Board meetings are typically held in the Longaberger Alumni House, and the location change was part of a day of dedicating the new James Cancer Hospital, which is expected to get its first patients in a few weeks. The dedication marks the opening of the $750 million building, part of an $1.1 billion overall medical center renovation that was facilitated by a $100 million lead donation from the medical center’s namesake, Les Wexner.
Ohio State also held its ribbon cutting ceremony for the new James Cancer Hospital on Friday afternoon.
President Michael Drake, who began his tenure June 30, is a opthamologist by trade and said he is especially pleased to be at OSU during this time, which he said is a highlight in the university’s 144-year history.
He praised the medical center’s ascent to eminence, particularly noting its impressive observed-to-expected mortality rate, which is currently ranked third by the University HealthSystem Consortium. In 2012, about 25 percent fewer patients died than were expected.
“When I speak of a legacy — there are families who will spend Thanksgiving with a loved one, who, if they had just the average care among the best hospitals in the country, wouldn’t be there,” he said.
Following six committee reports — which received no questions — the board approved all of the resolutions on its agenda.
One measure, a $3.8 million renovation contract to expand the School of Music, was taken off the agenda after conversation in financial committee’s executive session the previous day.
Among other issues, the board gave the university a go-ahead to seek the sale of the land beneath the Red Roof Inn on Ackerman Road and the Panera Bread property on Lane Avenue. The university will also seek to sell additional Neil Avenue properties on south campus.
The board also formally approved a fall break to begin during Fall Semester 2015, an update to OSU’s retirement plan — which gives equal recognition to same-sex spouses — and enhanced benefits for student veterans.

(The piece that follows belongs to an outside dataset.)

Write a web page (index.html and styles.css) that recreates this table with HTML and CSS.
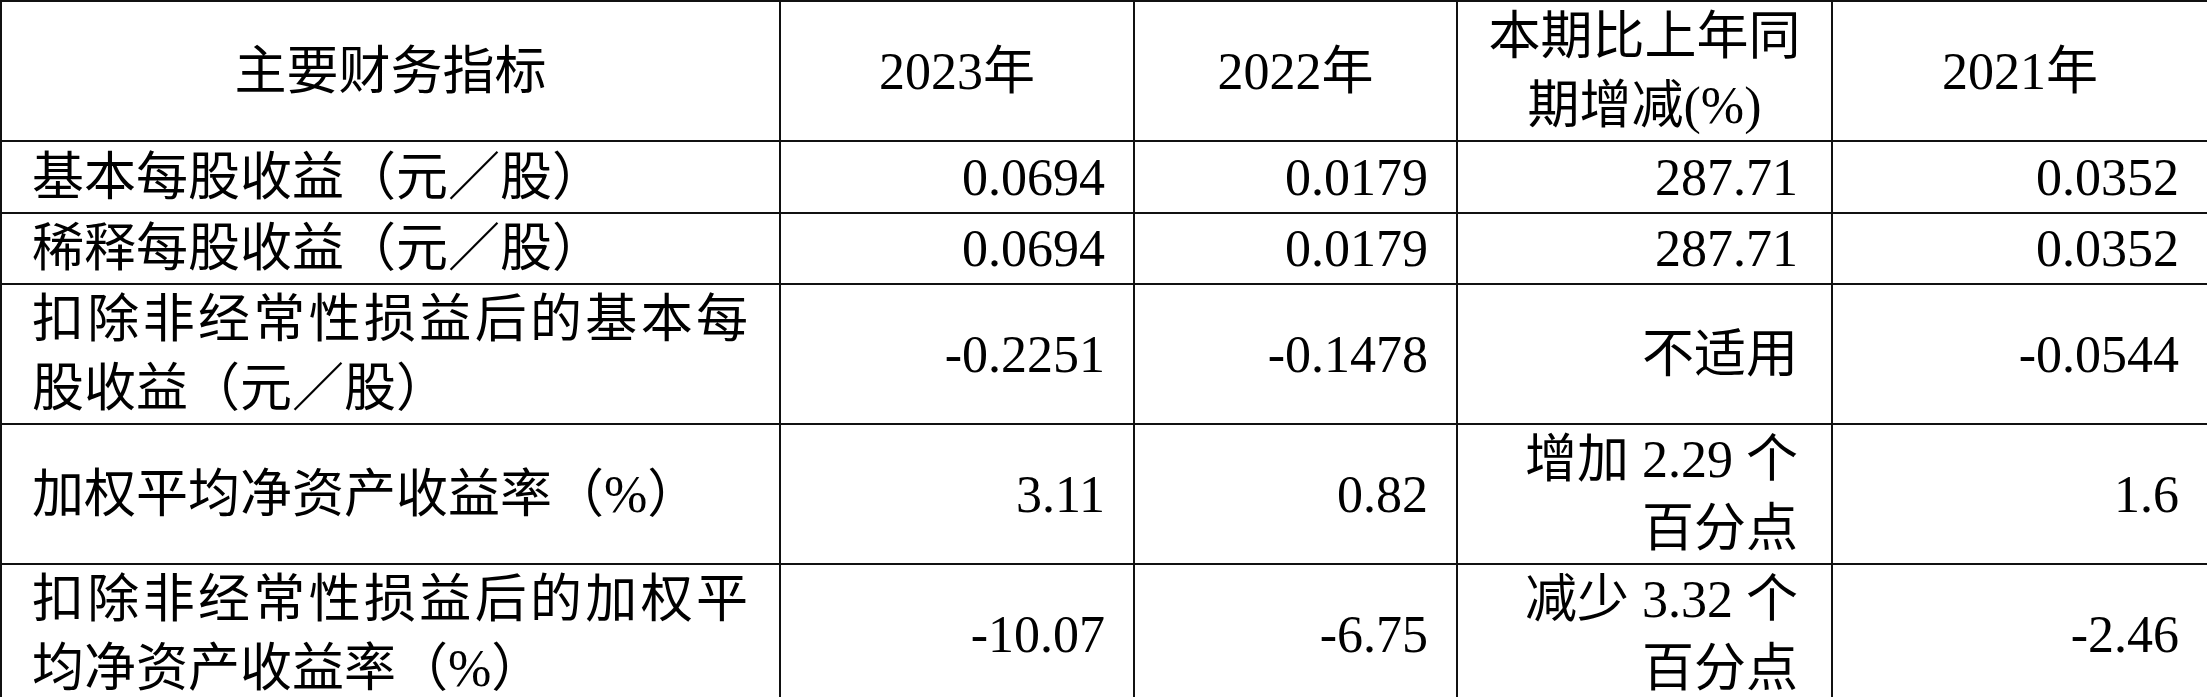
FILE: index.html
```html
<!DOCTYPE html>
<html lang="zh-CN">
<head>
    <meta charset="UTF-8">
    <title>主要财务指标</title>
    <link rel="stylesheet" href="styles.css">
</head>
<body>

<table class="fin-table">
    <colgroup>
        <col class="col-name">
        <col class="col-2023">
        <col class="col-2022">
        <col class="col-change">
        <col class="col-2021">
    </colgroup>
    <tr class="row-head">
        <th>主要财务指标</th>
        <th>2023年</th>
        <th>2022年</th>
        <th>本期比上年同<br>期增减(%)</th>
        <th>2021年</th>
    </tr>
    <tr class="row-single">
        <td class="name">基本每股收益（元／股）</td>
        <td>0.0694</td>
        <td>0.0179</td>
        <td class="change">287.71</td>
        <td>0.0352</td>
    </tr>
    <tr class="row-single row-short">
        <td class="name">稀释每股收益（元／股）</td>
        <td>0.0694</td>
        <td>0.0179</td>
        <td class="change">287.71</td>
        <td>0.0352</td>
    </tr>
    <tr class="row-double">
        <td class="name">
            <span class="line just">扣除非经常性损益后的基本每</span>
            <span class="line">股收益（元／股）</span>
        </td>
        <td>-0.2251</td>
        <td>-0.1478</td>
        <td class="change">不适用</td>
        <td>-0.0544</td>
    </tr>
    <tr class="row-double">
        <td class="name">加权平均净资产收益率（%）</td>
        <td>3.11</td>
        <td>0.82</td>
        <td class="change">增加 2.29 个<br>百分点</td>
        <td>1.6</td>
    </tr>
    <tr class="row-double row-last">
        <td class="name">
            <span class="line just">扣除非经常性损益后的加权平</span>
            <span class="line">均净资产收益率（%）</span>
        </td>
        <td>-10.07</td>
        <td>-6.75</td>
        <td class="change">减少 3.32 个<br>百分点</td>
        <td>-2.46</td>
    </tr>
</table>

</body>
</html>
```

FILE: styles.css
```css
body {
    margin: 0;
    background: #fff;
}
.fin-table {
    border-collapse: collapse;
    table-layout: fixed;
    width: 2207px;
    font-family: "Liberation Serif", "Noto Sans CJK SC", serif;
    font-size: 52px;
    line-height: 69px;
    color: #000;
}
.col-name { width: 779px; }
.col-2023 { width: 354px; }
.col-2022 { width: 323px; }
.col-change { width: 375px; }
.col-2021 { width: 376px; }

.fin-table th,
.fin-table td {
    border: 2px solid #111;
    padding: 0 28px 0 10px;
    vertical-align: middle;
    white-space: nowrap;
}
.fin-table th {
    font-weight: normal;
    text-align: center;
    padding: 0;
}
.fin-table td {
    text-align: right;
}
.fin-table td.name {
    text-align: left;
    padding: 0 31px 0 30px;
}
.fin-table td.change {
    padding-right: 33px;
}

.row-head { height: 138px; }
.row-single { height: 72px; }
.row-short { height: 69px; }
.row-double { height: 139px; }
.row-last { height: 137px; }

.line {
    display: block;
}
.just {
    text-align: justify;
    text-align-last: justify;
}
```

The meeting also saw silent protests from a handful of Jonathan Waters supporters. The protesters showed up with signs and T-shirts that expressed solidarity with the former marching band director, who was ousted July 24 after a two-month investigation found he was either aware of or reasonably should have been aware of a sexualized culture within the band.
Waters has repeatedly defended his leadership of the band, and filed a civil suit against OSU, Drake and Provost Joseph Steinmetz in September. In his suit against the university, he aims for reinstatement and $1 million in damages, although OSU is adamant it will fight the charges and filed a motion for the court to dismiss the case.
The protests were a tamer affair than at the board’s Aug. 29 meetings, where alumni convened to play songs in front of the Longaberger House and the board gave a five-minute forum to hear from a TBDBTL Alumni Club representative, who gave an appeal on Waters’ character.